Supplied data ->
--- Start ---

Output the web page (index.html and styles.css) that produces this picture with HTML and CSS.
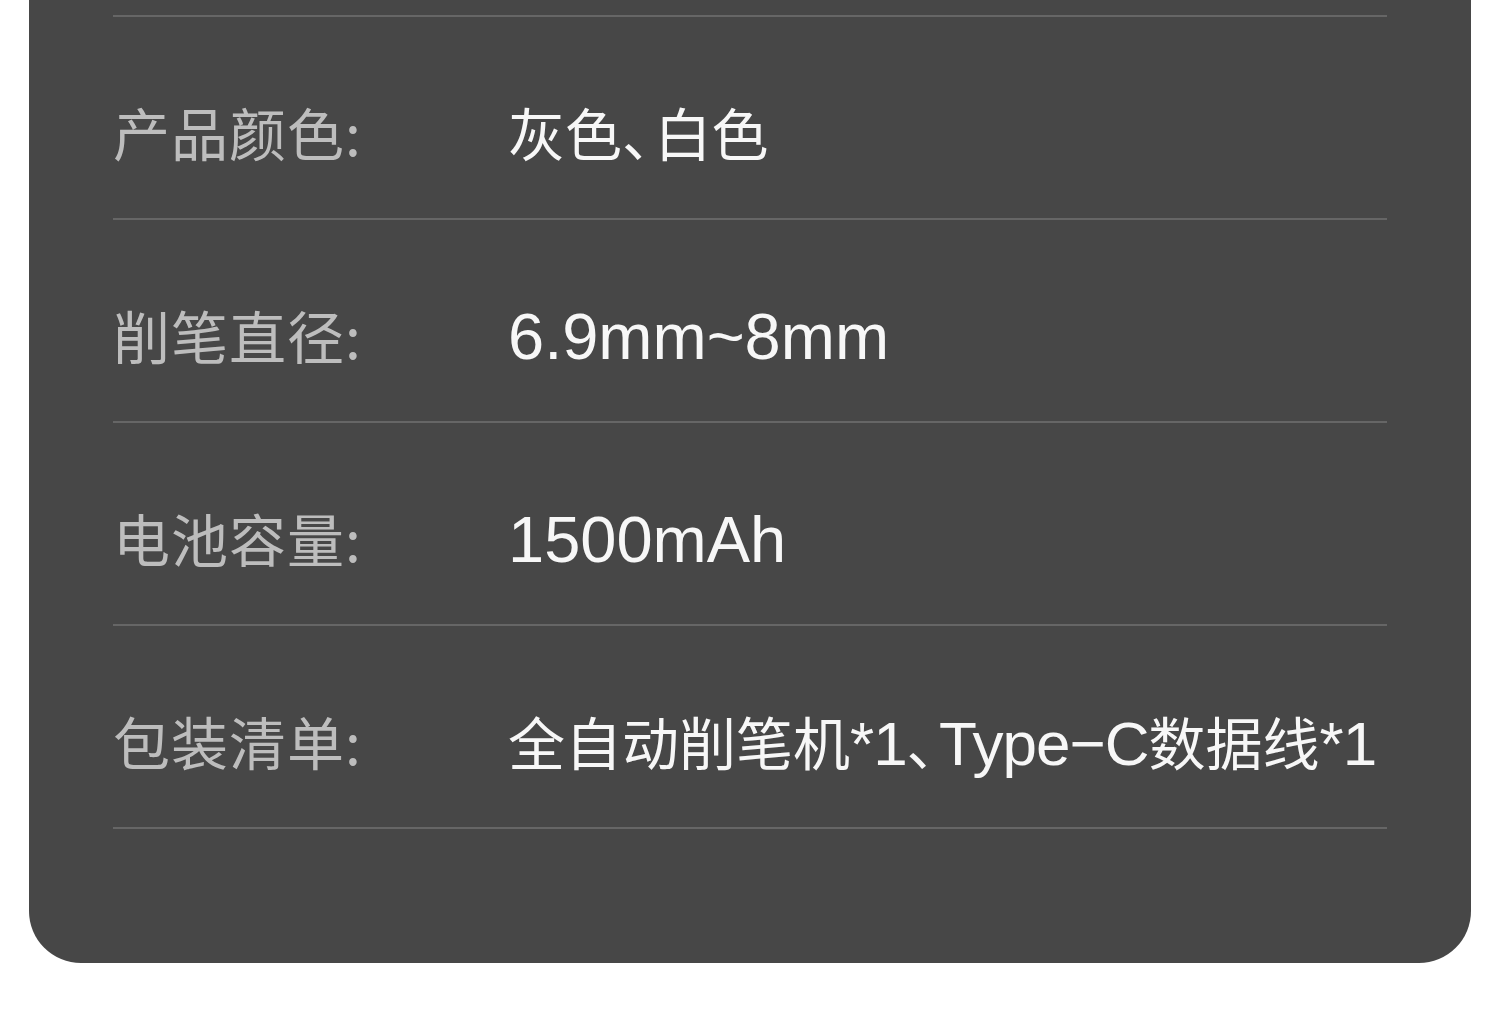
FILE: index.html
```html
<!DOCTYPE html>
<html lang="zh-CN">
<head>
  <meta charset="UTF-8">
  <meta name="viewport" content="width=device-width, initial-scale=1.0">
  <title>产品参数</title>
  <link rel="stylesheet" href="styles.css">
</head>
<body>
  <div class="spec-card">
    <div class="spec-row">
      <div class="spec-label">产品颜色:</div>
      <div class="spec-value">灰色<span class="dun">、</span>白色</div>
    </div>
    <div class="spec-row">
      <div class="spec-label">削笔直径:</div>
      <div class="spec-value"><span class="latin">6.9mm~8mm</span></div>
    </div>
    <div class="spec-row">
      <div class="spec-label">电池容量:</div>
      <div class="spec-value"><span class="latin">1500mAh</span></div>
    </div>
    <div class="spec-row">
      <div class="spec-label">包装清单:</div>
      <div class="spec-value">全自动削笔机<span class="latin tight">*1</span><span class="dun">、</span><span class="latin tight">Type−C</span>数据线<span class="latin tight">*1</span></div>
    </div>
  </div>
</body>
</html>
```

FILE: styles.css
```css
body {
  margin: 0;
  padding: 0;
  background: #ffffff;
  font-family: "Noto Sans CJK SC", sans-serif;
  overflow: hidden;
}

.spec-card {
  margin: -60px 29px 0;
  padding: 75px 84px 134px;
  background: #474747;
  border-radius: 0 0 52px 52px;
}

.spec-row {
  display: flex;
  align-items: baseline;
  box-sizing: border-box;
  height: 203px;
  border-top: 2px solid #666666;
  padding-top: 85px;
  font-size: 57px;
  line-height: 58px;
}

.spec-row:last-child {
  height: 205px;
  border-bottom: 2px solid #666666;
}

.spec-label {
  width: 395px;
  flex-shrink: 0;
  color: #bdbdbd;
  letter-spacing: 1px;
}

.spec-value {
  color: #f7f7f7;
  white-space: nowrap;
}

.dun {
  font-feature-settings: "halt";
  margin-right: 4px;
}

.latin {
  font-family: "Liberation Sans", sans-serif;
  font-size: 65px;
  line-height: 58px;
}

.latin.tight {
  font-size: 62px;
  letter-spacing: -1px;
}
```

--- End ---

Written task -> All of the lines above should be retyped precisely, apart from the pictures.

Response ->
Output the web page (index.html and styles.css) that produces this picture with HTML and CSS.
FILE: index.html
```html
<!DOCTYPE html>
<html lang="zh-CN">
<head>
  <meta charset="UTF-8">
  <meta name="viewport" content="width=device-width, initial-scale=1.0">
  <title>产品参数</title>
  <link rel="stylesheet" href="styles.css">
</head>
<body>
  <div class="spec-card">
    <div class="spec-row">
      <div class="spec-label">产品颜色:</div>
      <div class="spec-value">灰色<span class="dun">、</span>白色</div>
    </div>
    <div class="spec-row">
      <div class="spec-label">削笔直径:</div>
      <div class="spec-value"><span class="latin">6.9mm~8mm</span></div>
    </div>
    <div class="spec-row">
      <div class="spec-label">电池容量:</div>
      <div class="spec-value"><span class="latin">1500mAh</span></div>
    </div>
    <div class="spec-row">
      <div class="spec-label">包装清单:</div>
      <div class="spec-value">全自动削笔机<span class="latin tight">*1</span><span class="dun">、</span><span class="latin tight">Type−C</span>数据线<span class="latin tight">*1</span></div>
    </div>
  </div>
</body>
</html>
```

FILE: styles.css
```css
body {
  margin: 0;
  padding: 0;
  background: #ffffff;
  font-family: "Noto Sans CJK SC", sans-serif;
  overflow: hidden;
}

.spec-card {
  margin: -60px 29px 0;
  padding: 75px 84px 134px;
  background: #474747;
  border-radius: 0 0 52px 52px;
}

.spec-row {
  display: flex;
  align-items: baseline;
  box-sizing: border-box;
  height: 203px;
  border-top: 2px solid #666666;
  padding-top: 85px;
  font-size: 57px;
  line-height: 58px;
}

.spec-row:last-child {
  height: 205px;
  border-bottom: 2px solid #666666;
}

.spec-label {
  width: 395px;
  flex-shrink: 0;
  color: #bdbdbd;
  letter-spacing: 1px;
}

.spec-value {
  color: #f7f7f7;
  white-space: nowrap;
}

.dun {
  font-feature-settings: "halt";
  margin-right: 4px;
}

.latin {
  font-family: "Liberation Sans", sans-serif;
  font-size: 65px;
  line-height: 58px;
}

.latin.tight {
  font-size: 62px;
  letter-spacing: -1px;
}
```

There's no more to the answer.